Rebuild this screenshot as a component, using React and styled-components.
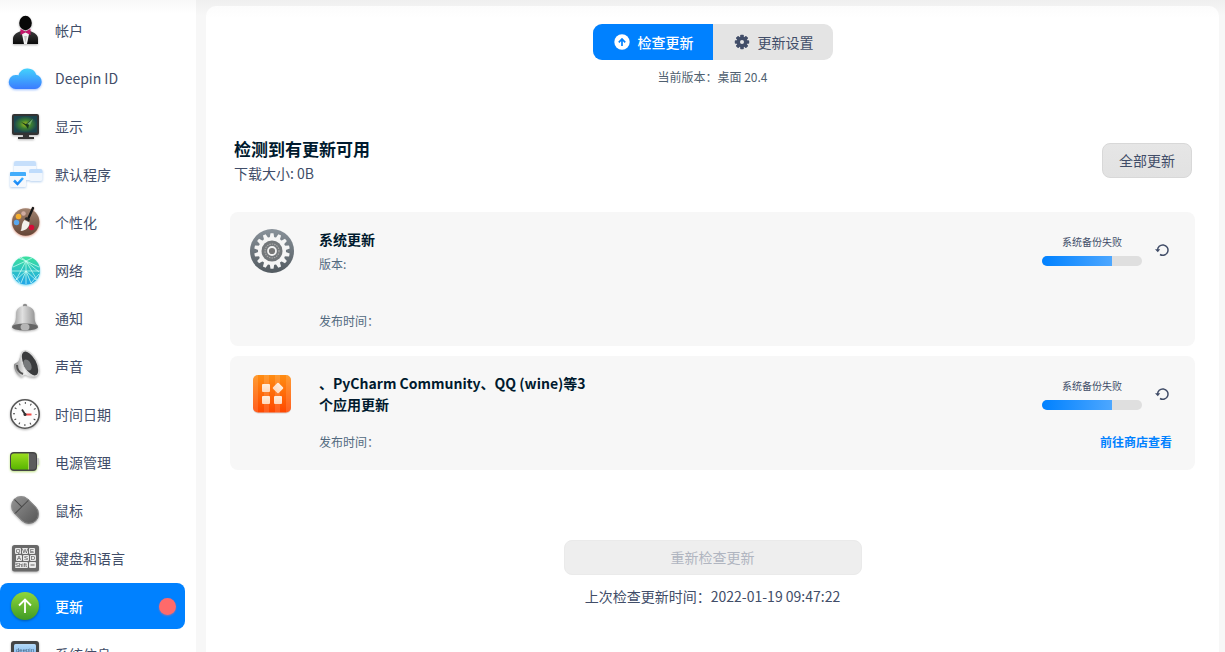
import React, { useState } from 'react';
import styled, { createGlobalStyle, css } from 'styled-components';

const GlobalStyle = createGlobalStyle`
    * {
        box-sizing: border-box;
    }

    body {
        margin: 0;
        font-family: "Noto Sans CJK SC", "Noto Sans", sans-serif;
        font-size: 14px;
        line-height: 21px;
        color: #414d68;
        background: #f7f7f7;
    }

    button {
        font: inherit;
        color: inherit;
        cursor: pointer;
    }

    h1, h2, p, ul {
        margin: 0;
        padding: 0;
    }
`;

const Window = styled.div`
    display: flex;
    gap: 10px;
    height: 100vh;
    overflow: hidden;
    background: linear-gradient(#efefef, #f7f7f7 16px);
`;

const Sidebar = styled.nav`
    flex: none;
    width: 196px;
    padding: 7px 11px 0 0;
    overflow: hidden;
    background: linear-gradient(#f8f8f8, #fff 14px);
`;

const MenuList = styled.ul`
    display: flex;
    flex-direction: column;
    gap: 2px;
    list-style: none;
`;

const MenuButton = styled.button`
    display: flex;
    align-items: center;
    gap: 12px;
    width: 100%;
    height: 46px;
    padding: 0 9px 0 7px;
    border: 0;
    border-radius: 8px;
    background: none;
    line-height: 20px;
    text-align: left;

    ${({ $active }) => $active && css`
        background: #0081ff;
        color: #fff;
        font-weight: 500;
    `}
`;

const MenuIcon = styled.svg`
    flex: none;
    width: 36px;
    height: 36px;
    overflow: visible;
    filter: drop-shadow(0 1px 1px ${({ $shadow }) => $shadow || 'rgba(0, 0, 0, 0.3)'});
`;

const Badge = styled.span`
    width: 17px;
    height: 17px;
    margin-left: auto;
    border-radius: 50%;
    background: #ff6a6a;
    box-shadow: 0 1px 2px rgba(255, 106, 106, 0.5);
`;

const Content = styled.main`
    flex: 1;
    display: flex;
    flex-direction: column;
    margin: 6px 6px 0 0;
    padding: 18px 24px 0;
    border-radius: 10px 10px 0 0;
    background: linear-gradient(#fcfcfc, #fff 12px);
`;

const Tabs = styled.div`
    display: flex;
    align-self: center;
    width: 240px;
    height: 36px;
    border-radius: 9px;
    overflow: hidden;
    background: #e4e4e4;
`;

const Tab = styled.button`
    flex: 1;
    display: flex;
    align-items: center;
    justify-content: center;
    gap: 8px;
    padding: 0 0 0 2px;
    border: 0;
    line-height: 20px;
    background: ${({ $active }) => $active ? '#0081ff' : 'transparent'};
    color: ${({ $active }) => $active ? '#fff' : 'inherit'};
    font-weight: ${({ $active }) => $active ? 500 : 400};
`;

const SmallText = styled.p`
    font-size: 12px;
    line-height: 18px;
    color: #526a7f;
`;

const Version = styled(SmallText)`
    margin-top: 8px;
    text-align: center;
    color: #4f5f70;
`;

const Summary = styled.header`
    display: flex;
    align-items: center;
    justify-content: space-between;
    margin-top: 50px;
    padding: 0 3px 0 4px;
`;

const Title = styled.h1`
    font-size: 17px;
    line-height: 26px;
    font-weight: 700;
    color: #001a2e;
`;

const DownloadSize = styled.p`
    line-height: 22px;
`;

const PushButton = styled.button`
    width: ${({ $wide }) => $wide ? '298px' : '90px'};
    height: 35px;
    padding: 0;
    border: 1px solid #d8d8d8;
    border-radius: 8px;
    background: linear-gradient(#e6e6e6, #e2e2e2);

    &:disabled {
        border-color: #eaeaea;
        background: #eee;
        color: #b0b5c0;
        cursor: default;
    }
`;

const CardList = styled.div`
    display: flex;
    flex-direction: column;
    gap: 10px;
    margin-top: 28px;
`;

const Card = styled.section`
    display: flex;
    min-height: 114px;
    padding: 17px 23px 16px 20px;
    border-radius: 8px;
    background: #f7f7f7;
`;

const CardIcon = styled.svg`
    flex: none;
    width: 44px;
    height: 44px;
    margin-right: 25px;
`;

const CardTitle = styled.h2`
    max-width: 270px;
    font-size: 14px;
    line-height: 21px;
    font-weight: 700;
    color: #001a2e;
`;

const CardVersion = styled(SmallText)`
    margin-top: 5px;
`;

const PublishTime = styled(SmallText)`
    margin-top: ${({ $far }) => $far ? '39px' : '18px'};
`;

const CardSide = styled.div`
    display: flex;
    flex-direction: column;
    justify-content: space-between;
    align-items: flex-end;
    margin-left: auto;
    padding: 5px 0 3px;
`;

const Status = styled.div`
    display: flex;
    align-items: center;
    gap: 13px;
`;

const StatusText = styled.p`
    margin-bottom: 6px;
    font-size: 10px;
    line-height: 16px;
    text-align: center;
`;

const Track = styled.div`
    width: 100px;
    height: 10px;
    border-radius: 5px;
    overflow: hidden;
    background: #dfdfdf;
`;

const Bar = styled.div`
    height: 100%;
    background: linear-gradient(90deg, #0081ff, #4da7ff);
`;

const RetryButton = styled.button`
    display: flex;
    margin-right: 3px;
    padding: 0;
    border: 0;
    background: none;
`;

const StoreLink = styled.a`
    font-size: 12px;
    line-height: 18px;
    font-weight: 700;
    color: #0081ff;
    text-decoration: none;
`;

const Footer = styled.footer`
    display: flex;
    flex-direction: column;
    align-items: center;
    gap: 11px;
    margin-top: 70px;
`;

const Gradient = ({ id, from, to }) => (
    <linearGradient id={id} x1="0" y1="0" x2="0" y2="1">
        <stop offset="0" stopColor={from} />
        <stop offset="1" stopColor={to} />
    </linearGradient>
);

const AccountIcon = () => (
    <MenuIcon viewBox="0 0 36 36">
        <Gradient id="suit" from="#3c3c3c" to="#0b0b0b" />
        <path d="M6 32v-5c0-4 3-6 8-8h9c5 2 8 4 8 8v5z" fill="url(#suit)" />
        <path d="M14.500 19.500h8L20 32h-3z" fill="#f2f2f2" />
        <path d="M17 24h3l-1.500 7z" fill="#c8c8c8" />
        <path d="M18.500 19.500l-5-2.500v6l5-2.500 5 2.500v-6z" fill="#c3166b" />
        <ellipse cx="18.500" cy="11" rx="6.300" ry="7.200" fill="#080808" />
    </MenuIcon>
);

const CloudIcon = () => (
    <MenuIcon viewBox="0 0 36 36" $shadow="rgba(56, 128, 255, 0.5)">
        <Gradient id="cloud" from="#43d3fc" to="#3b7bff" />
        <path d="M9 29a7 7 0 0 1-.5-14c1-.1 2 0 3 .4A9.300 9.300 0 0 1 29.300 14.700 7.300 7.300 0 0 1 28 29z" fill="url(#cloud)" />
    </MenuIcon>
);

const DisplayIcon = () => (
    <MenuIcon viewBox="0 0 36 36">
        <radialGradient id="screen">
            <stop offset="0" stopColor="#a5bf1c" />
            <stop offset="0.500" stopColor="#3b7f32" />
            <stop offset="1" stopColor="#1b454d" />
        </radialGradient>
        <path d="M16 26h6v3h5v2H11v-2h5z" fill="#353535" />
        <rect x="5" y="6" width="27" height="21" rx="2" fill="#333" />
        <rect x="7" y="8" width="23" height="16.500" fill="url(#screen)" />
        <path d="M14 14l5 2 5-4-2 5-1 4-2-3z" fill="#17371c" />
        <path d="M20 16l6-5-3 6z" fill="#72a96d" />
    </MenuIcon>
);

const DefaultAppsIcon = () => (
    <MenuIcon viewBox="0 0 36 36" $shadow="rgba(90, 150, 220, 0.45)">
        <Gradient id="check" from="#3db2ff" to="#1684f6" />
        <rect x="7" y="5" width="22" height="19" rx="2" fill="#f4f9ff" />
        <path d="M7 10V7a2 2 0 0 1 2-2h18a2 2 0 0 1 2 2v3z" fill="#c6dffb" />
        <rect x="22" y="13" width="13.500" height="12" rx="2" fill="#f0f6fd" />
        <path d="M22 17v-2a2 2 0 0 1 2-2h9.500a2 2 0 0 1 2 2v2z" fill="#bfdcfc" />
        <rect x="3" y="16" width="16" height="15" rx="1" fill="#f5f8fc" />
        <path d="M3 20v-3a1 1 0 0 1 1-1h14a1 1 0 0 1 1 1v3z" fill="#43adfb" />
        <path d="M7 24.500l3.500 3.500 5.500-6" fill="none" stroke="url(#check)" strokeWidth="2.500" />
    </MenuIcon>
);

const PaletteIcon = () => (
    <MenuIcon viewBox="0 0 36 36" $shadow="rgba(190, 60, 20, 0.5)">
        <Gradient id="wood" from="#a18370" to="#664637" />
        <circle cx="18.700" cy="18" r="13.700" fill="url(#wood)" />
        <circle cx="16.500" cy="9.500" r="2.300" fill="#d0aca0" />
        <circle cx="11.500" cy="12.500" r="2.800" fill="#f5ad2c" />
        <circle cx="9.500" cy="18.500" r="2.700" fill="#59a6ed" />
        <circle cx="24.500" cy="23.500" r="2.800" fill="#d50c36" />
        <path d="M26 4l-4.500 10" stroke="#181818" strokeWidth="2.400" strokeLinecap="round" />
        <path d="M17.500 16l5 2.500c0 4-2.500 8-9 8.500 2-2 0-7 4-11z" fill="#f3f0eb" />
        <path d="M19 13l4 2.200-1 2.300-4.500-2.500z" fill="#292929" />
    </MenuIcon>
);

const NetworkIcon = () => (
    <MenuIcon viewBox="0 0 36 36" $shadow="rgba(20, 190, 230, 0.6)">
        <Gradient id="globe" from="#3ce29d" to="#1fa5ea" />
        <circle cx="19" cy="18.500" r="14" fill="url(#globe)" />
        <g fill="none" stroke="#d5fff6" strokeWidth="0.700">
            <path d="M5 19h28M19 9v23M19 9L9 28M19 9l11 19M19 9L6 15M19 9l13 6M14 5l18 15M19 19l10 9M19 19L9 28M19 19l5 12M19 19l-5 12M12 6l7 3M25 6l-6 3M6 22l7 9M32 22l-8 9" />
        </g>
    </MenuIcon>
);

const BellIcon = () => (
    <MenuIcon viewBox="0 0 36 36">
        <linearGradient id="bell">
            <stop offset="0" stopColor="#939393" />
            <stop offset="0.400" stopColor="#e0e0e0" />
            <stop offset="1" stopColor="#858585" />
        </linearGradient>
        <circle cx="18" cy="6" r="2.200" fill="#8e8e8e" />
        <path d="M18 6c-6 0-9 3-9 8 0 6-.5 9-4 12h26c-3-3-3.500-6-3.500-12 0-5-4-8-9.500-8z" fill="url(#bell)" />
        <ellipse cx="18" cy="27" rx="13" ry="3.500" fill="#656565" />
        <ellipse cx="18" cy="27" rx="4.500" ry="3.500" fill="#b5b5b5" />
    </MenuIcon>
);

const SoundIcon = () => (
    <MenuIcon viewBox="0 0 36 36">
        <linearGradient id="horn">
            <stop offset="0" stopColor="#8c8c8c" />
            <stop offset="0.500" stopColor="#f1f1f1" />
            <stop offset="1" stopColor="#b5b5b5" />
        </linearGradient>
        <path d="M7 17c0-2 4-2 5-5l3-9 14 26c-5 1-8-1-10-2-3-1-3 3-5 2-4-2-7-7-7-12z" fill="url(#horn)" />
        <path d="M10 17c0 5 3 8 6 9" fill="none" stroke="#515151" strokeWidth="2" />
        <ellipse cx="23" cy="15.500" rx="6.800" ry="13.800" transform="rotate(-28 23 15.500)" fill="#3a3b3d" stroke="#d9d9d9" strokeWidth="1.300" />
        <ellipse cx="20.500" cy="17" rx="3.500" ry="6" transform="rotate(-28 20.500 17)" fill="#77797b" />
    </MenuIcon>
);

const ClockIcon = () => (
    <MenuIcon viewBox="0 0 36 36">
        <circle cx="18" cy="18" r="14.200" fill="#fdfdfd" stroke="#555" strokeWidth="1.600" />
        <circle cx="18" cy="18" r="11" fill="none" stroke="#444" strokeWidth="2" strokeDasharray="1 4.760" strokeDashoffset="0.500" />
        <path d="M18 18.500h6.500" stroke="#f14a4a" strokeWidth="2" />
        <path d="M18.500 19L15 13.500" stroke="#333" strokeWidth="1.800" />
        <circle cx="18" cy="18.500" r="1.500" fill="#333" />
    </MenuIcon>
);

const BatteryIcon = () => (
    <MenuIcon viewBox="0 0 36 36" $shadow="rgba(120, 190, 0, 0.5)">
        <Gradient id="charge" from="#9bdd1e" to="#58b500" />
        <path d="M29 14h2a1 1 0 0 1 1 1v5a1 1 0 0 1-1 1h-2z" fill="#c9c9c9" />
        <rect x="3" y="8" width="27" height="19" rx="4" fill="#444" />
        <path d="M21 9.500h5a3 3 0 0 1 3 3v10a3 3 0 0 1-3 3h-5z" fill="#5c5c5c" />
        <path d="M7 9.500h14v16H7a3 3 0 0 1-3-3v-10a3 3 0 0 1 3-3z" fill="url(#charge)" />
        <path d="M21.500 9.500v16" stroke="#bdf25b" strokeWidth="0.800" />
    </MenuIcon>
);

const MouseIcon = () => (
    <MenuIcon viewBox="0 0 36 36">
        <Gradient id="mouse" from="#8e8e8e" to="#5b5b5b" />
        <g transform="rotate(-45 18 18)">
            <rect x="8" y="2.500" width="20" height="31" rx="10" fill="url(#mouse)" />
            <path d="M8 13.500h20M18 2.500v11" stroke="#484848" strokeWidth="1" />
            <rect x="8.500" y="3" width="19" height="30" rx="9.500" fill="none" stroke="#969696" strokeWidth="0.600" />
        </g>
    </MenuIcon>
);

const KeyboardIcon = () => (
    <MenuIcon viewBox="0 0 36 36">
        <rect x="5" y="5" width="27" height="26.500" rx="2.500" fill="#696969" />
        <g fill="#e9e9e9">
            <rect x="8" y="8" width="6" height="6" rx="1" />
            <rect x="15" y="8" width="6" height="6" rx="1" />
            <rect x="22" y="8" width="6" height="6" rx="1" />
            <rect x="9" y="15" width="6" height="6" rx="1" />
            <rect x="16" y="15" width="6" height="6" rx="1" />
            <rect x="23" y="15" width="6" height="6" rx="1" />
            <rect x="8" y="22" width="13" height="6" rx="1" />
            <rect x="22" y="22" width="7" height="6" rx="1" />
        </g>
        <g fill="#444" fontSize="6" textAnchor="middle" fontFamily="Liberation Sans, sans-serif">
            <text x="11" y="13">Q</text>
            <text x="18" y="13">W</text>
            <text x="25" y="13">E</text>
            <text x="12" y="20">A</text>
            <text x="19" y="20">S</text>
            <text x="26" y="20">D</text>
            <text x="14" y="27">Shift</text>
        </g>
        <path d="M23.500 25h4" stroke="#444" strokeWidth="0.800" />
    </MenuIcon>
);

const UpdateIcon = () => (
    <MenuIcon viewBox="0 0 36 36">
        <Gradient id="update" from="#8fd63c" to="#3f9b24" />
        <circle cx="18" cy="18" r="14" fill="url(#update)" />
        <path d="M18 25V12M12 17.500l6-6 6 6" fill="none" stroke="#fff" strokeWidth="1.800" />
    </MenuIcon>
);

const SystemIcon = () => (
    <MenuIcon viewBox="0 0 36 36">
        <Gradient id="system" from="#b5d9f7" to="#64a8ea" />
        <rect x="4" y="5" width="28" height="26" rx="3" fill="#454545" />
        <rect x="7" y="8" width="22" height="18" rx="1.500" fill="url(#system)" />
        <text x="18" y="16" fill="#45617f" fontSize="6" textAnchor="middle" fontFamily="Liberation Sans, sans-serif">deepin</text>
    </MenuIcon>
);

const GEAR_TEETH = Array.from({ length: 14 }, (_, i) => i * 360 / 14);

const SystemUpdateIcon = () => (
    <CardIcon viewBox="0 0 44 44">
        <Gradient id="gearBack" from="#89929a" to="#535b61" />
        <circle cx="22" cy="22" r="22" fill="url(#gearBack)" />
        <circle cx="22" cy="22" r="14" fill="#f5f5f5" />
        {GEAR_TEETH.map((angle) => (
            <path key={angle} d="M19.700 9l.8-4.800h3l.8 4.800z" fill="#f5f5f5" transform={`rotate(${angle} 22 22)`} />
        ))}
        <circle cx="22" cy="22" r="10.500" fill="#73777a" />
        <circle cx="22" cy="22" r="7" fill="none" stroke="#aaa" strokeWidth="1.200" strokeDasharray="1.500 1" />
        <circle cx="22" cy="22" r="4" fill="#777" stroke="#f2f2f2" strokeWidth="1.800" />
    </CardIcon>
);

const StoreUpdateIcon = () => (
    <CardIcon viewBox="0 0 44 44">
        <Gradient id="store" from="#ff8d12" to="#ff4700" />
        <Gradient id="tile" from="#ffeedd" to="#ffd9bd" />
        <rect x="3" y="3" width="38" height="37.500" rx="5" fill="#d9d4d2" />
        <rect x="3" y="2" width="38" height="37.500" rx="5" fill="url(#store)" />
        <path d="M3 7a5 5 0 0 1 5-5v37.500a5 5 0 0 1-5-5zM14 2h5v37.500h-5zM25 2h5v37.500h-5zM36 2a5 5 0 0 1 5 5v27.500a5 5 0 0 1-5 5z" fill="#fff" fillOpacity="0.130" />
        <g fill="url(#tile)">
            <rect x="12" y="11" width="8" height="8" rx="1" />
            <rect x="12" y="23" width="8" height="8" rx="1" />
            <rect x="24" y="23" width="8" height="8" rx="1" />
            <rect x="24" y="11" width="8" height="8" rx="1" transform="rotate(45 28 15)" />
        </g>
    </CardIcon>
);

const CheckTabIcon = () => (
    <svg width="16" height="16" viewBox="0 0 16 16">
        <circle cx="8" cy="8" r="7.700" fill="#fff" />
        <path d="M8 12V5.500M4.800 8.300L8 5l3.200 3.300" fill="none" stroke="#0081ff" strokeWidth="1.700" />
    </svg>
);

const SettingsTabIcon = () => (
    <svg width="16" height="16" viewBox="0 0 16 16">
        <g fill="#414d68">
            {[0, 45, 90, 135].map((angle) => (
                <rect key={angle} x="6.200" y="0.800" width="3.600" height="14.400" rx="0.800" transform={`rotate(${angle} 8 8)`} />
            ))}
            <circle cx="8" cy="8" r="5.400" />
        </g>
        <circle cx="8" cy="8" r="2" fill="#e4e4e4" />
    </svg>
);

const RetryIcon = () => (
    <svg width="14" height="14" viewBox="0 0 14 14">
        <path d="M2.600 7.500A5.200 5.200 0 1 1 5 11.500" fill="none" stroke="#414d68" strokeWidth="1.500" />
        <path d="M0 6.300h5.200L2.800 9.200z" fill="#414d68" />
    </svg>
);

const MENU = [
    { id: 'account', name: '帐户', Icon: AccountIcon },
    { id: 'cloud', name: 'Deepin ID', Icon: CloudIcon },
    { id: 'display', name: '显示', Icon: DisplayIcon },
    { id: 'defapp', name: '默认程序', Icon: DefaultAppsIcon },
    { id: 'personalization', name: '个性化', Icon: PaletteIcon },
    { id: 'network', name: '网络', Icon: NetworkIcon },
    { id: 'notification', name: '通知', Icon: BellIcon },
    { id: 'sound', name: '声音', Icon: SoundIcon },
    { id: 'datetime', name: '时间日期', Icon: ClockIcon },
    { id: 'power', name: '电源管理', Icon: BatteryIcon },
    { id: 'mouse', name: '鼠标', Icon: MouseIcon },
    { id: 'keyboard', name: '键盘和语言', Icon: KeyboardIcon },
    { id: 'update', name: '更新', Icon: UpdateIcon, badge: true },
    { id: 'systeminfo', name: '系统信息', Icon: SystemIcon },
];

const UpdateStatus = ({ text, value }) => (
    <Status>
        <div>
            <StatusText>{text}</StatusText>
            <Track role="progressbar" aria-label={text} aria-valuenow={value}>
                <Bar style={{ width: `${value}%` }} />
            </Track>
        </div>
        <RetryButton type="button" aria-label="重试">
            <RetryIcon />
        </RetryButton>
    </Status>
);

const App = () => {
    const [current, setCurrent] = useState('update');
    const [tab, setTab] = useState('check');

    return (
        <Window>
            <GlobalStyle />
            <Sidebar>
                <MenuList>
                    {MENU.map(({ id, name, Icon, badge }) => (
                        <li key={id}>
                            <MenuButton type="button" $active={id === current} onClick={() => setCurrent(id)}>
                                <Icon />
                                {name}
                                {badge && <Badge />}
                            </MenuButton>
                        </li>
                    ))}
                </MenuList>
            </Sidebar>

            <Content>
                <Tabs>
                    <Tab type="button" $active={tab === 'check'} onClick={() => setTab('check')}>
                        <CheckTabIcon />
                        检查更新
                    </Tab>
                    <Tab type="button" $active={tab === 'settings'} onClick={() => setTab('settings')}>
                        <SettingsTabIcon />
                        更新设置
                    </Tab>
                </Tabs>
                <Version>当前版本：桌面 20.4</Version>

                <Summary>
                    <div>
                        <Title>检测到有更新可用</Title>
                        <DownloadSize>下载大小: 0B</DownloadSize>
                    </div>
                    <PushButton type="button">全部更新</PushButton>
                </Summary>

                <CardList>
                    <Card>
                        <SystemUpdateIcon />
                        <div>
                            <CardTitle>系统更新</CardTitle>
                            <CardVersion>版本:</CardVersion>
                            <PublishTime $far>发布时间：</PublishTime>
                        </div>
                        <CardSide>
                            <UpdateStatus text="系统备份失败" value={70} />
                        </CardSide>
                    </Card>
                    <Card>
                        <StoreUpdateIcon />
                        <div>
                            <CardTitle>、PyCharm Community、QQ (wine)等3个应用更新</CardTitle>
                            <PublishTime>发布时间：</PublishTime>
                        </div>
                        <CardSide>
                            <UpdateStatus text="系统备份失败" value={70} />
                            <StoreLink href="#store">前往商店查看</StoreLink>
                        </CardSide>
                    </Card>
                </CardList>

                <Footer>
                    <PushButton type="button" $wide disabled>重新检查更新</PushButton>
                    <p>上次检查更新时间：2022-01-19 09:47:22</p>
                </Footer>
            </Content>
        </Window>
    );
};

export default App;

** JOB **
Pull every line containing "components" from the data.

** OUTPUT BELOW **
Rebuild this screenshot as a component, using React and styled-components.
import styled, { createGlobalStyle, css } from 'styled-components';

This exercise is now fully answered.